Riomaggiore, asıl nehir anlamına geliyor ve adını bölgeden geçen nehirden alıyor. Diğer köylerde olduğu gibi burada da dağlarda tarım, deniz kenarında da balıkçılık var. Küçük bir limanı ve iki tarafında taşlı küçük plajları var.

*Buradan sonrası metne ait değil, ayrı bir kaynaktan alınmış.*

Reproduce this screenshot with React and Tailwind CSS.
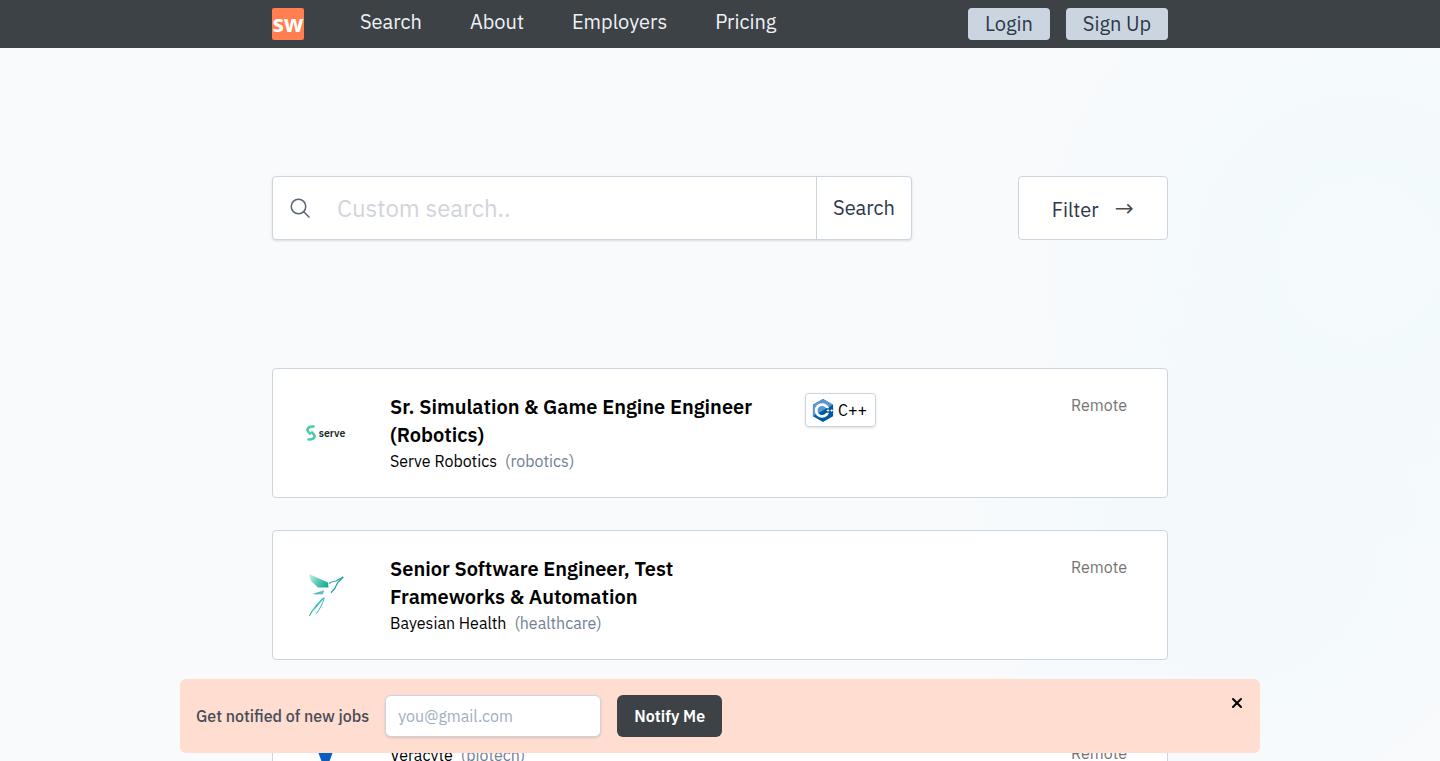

14. yüzyılda yapılmış San Giovanni Battista kilisesini ve 16. yüzyılda yapılmış tapınağı ve Madonna di Montenero manastırı ve kale görülebilecek tarihi eserler arasında. 








 


Dağların içinden yürüyüş yolu- Mavi Yol

12 km uzunluğundaki bu yol yüzyıllardır köylüler tarafından bir bölgeden diğer bir bölgeye geçiş için kullanılmış ve yolun bir kısmı katır yolu. 8 km patika, 2 km, katır yolu, 1 km  köylerin içinden geçen yol, kalan kısmı da meşhur Aşk Yolu.

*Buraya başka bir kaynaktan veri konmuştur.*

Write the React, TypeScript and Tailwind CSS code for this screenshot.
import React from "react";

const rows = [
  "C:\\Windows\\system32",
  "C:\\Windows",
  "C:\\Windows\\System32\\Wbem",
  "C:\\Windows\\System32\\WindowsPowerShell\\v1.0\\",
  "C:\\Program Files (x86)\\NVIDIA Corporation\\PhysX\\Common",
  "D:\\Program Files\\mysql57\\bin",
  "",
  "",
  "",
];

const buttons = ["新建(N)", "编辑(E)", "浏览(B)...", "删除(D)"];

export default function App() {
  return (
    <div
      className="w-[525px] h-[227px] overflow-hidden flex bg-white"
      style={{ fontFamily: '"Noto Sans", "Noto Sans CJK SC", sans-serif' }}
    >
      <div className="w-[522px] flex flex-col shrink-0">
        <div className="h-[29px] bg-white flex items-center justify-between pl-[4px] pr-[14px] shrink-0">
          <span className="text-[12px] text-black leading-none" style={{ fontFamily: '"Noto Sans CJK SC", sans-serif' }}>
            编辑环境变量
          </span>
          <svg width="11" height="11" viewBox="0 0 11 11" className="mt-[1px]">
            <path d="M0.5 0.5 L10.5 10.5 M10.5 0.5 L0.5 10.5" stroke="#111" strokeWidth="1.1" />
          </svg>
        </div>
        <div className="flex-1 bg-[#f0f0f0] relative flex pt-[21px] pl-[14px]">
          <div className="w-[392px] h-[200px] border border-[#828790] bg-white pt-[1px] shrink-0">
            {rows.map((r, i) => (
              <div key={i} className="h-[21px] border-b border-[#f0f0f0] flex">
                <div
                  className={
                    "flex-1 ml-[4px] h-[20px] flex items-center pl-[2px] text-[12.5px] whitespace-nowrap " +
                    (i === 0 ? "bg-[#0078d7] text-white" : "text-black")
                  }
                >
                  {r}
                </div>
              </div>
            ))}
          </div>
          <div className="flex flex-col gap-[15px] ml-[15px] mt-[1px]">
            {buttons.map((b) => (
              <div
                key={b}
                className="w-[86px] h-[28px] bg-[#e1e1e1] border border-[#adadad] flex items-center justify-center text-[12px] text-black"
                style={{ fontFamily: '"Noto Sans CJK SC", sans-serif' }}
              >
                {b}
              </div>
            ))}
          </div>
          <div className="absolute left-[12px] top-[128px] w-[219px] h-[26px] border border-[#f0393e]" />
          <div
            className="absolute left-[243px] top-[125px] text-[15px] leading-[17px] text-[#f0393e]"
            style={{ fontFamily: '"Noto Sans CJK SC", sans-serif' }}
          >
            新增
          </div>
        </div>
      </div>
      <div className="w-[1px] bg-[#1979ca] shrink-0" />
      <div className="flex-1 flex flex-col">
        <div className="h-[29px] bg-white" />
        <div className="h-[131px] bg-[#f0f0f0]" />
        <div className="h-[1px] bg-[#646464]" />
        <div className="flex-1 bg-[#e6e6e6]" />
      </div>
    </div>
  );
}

Yol Riamaggiore- Manarola, Manarola-Corniglia, Corniglia- Vernazza ve Vernazza- Monterosso olarak dört bölümden oluşuyor. Yürüyüş amacıyla hepsini bir kerede yapmak, Via dell’ Amore gibi bir tanesini seçip diğer köylerin arasını trenle gezmek ya da köylerde mola vererek bu yolu parça parça  yürümek mümkün. Bu yolun Riomaggiore- Manarola arasındaki bölümü- Via dell’ Amore- çok kolay yani herkese uygun. Ancak diğer bölümleri yapabilmek için biraz daha fit, ve yürümeye alışık olmanız gerekiyormuş.






Son not

Taşımaya üşenmiş olsam da Cinque Terre pesto, zeytinyağı, limon marmeladı, limon kremi, limonlu turta, limoncino, limonlu sabun ( yani limonlu her şey ) ev yapımı makarnalar, zeytin, şarap alışverişi için bir cennet. Yedikleriniz ve tattıklarınızın tadı o kadar damağınızda kalıyor ve size öyle bir duygu veriyor ki, o duyguyu valinize koyup getirebilmek, İstanbul’a  dönüşünüzde aynı duyguyu yaşayabilmek adına farkında olmadan dünyanın alışverişini yapıyorsunuz.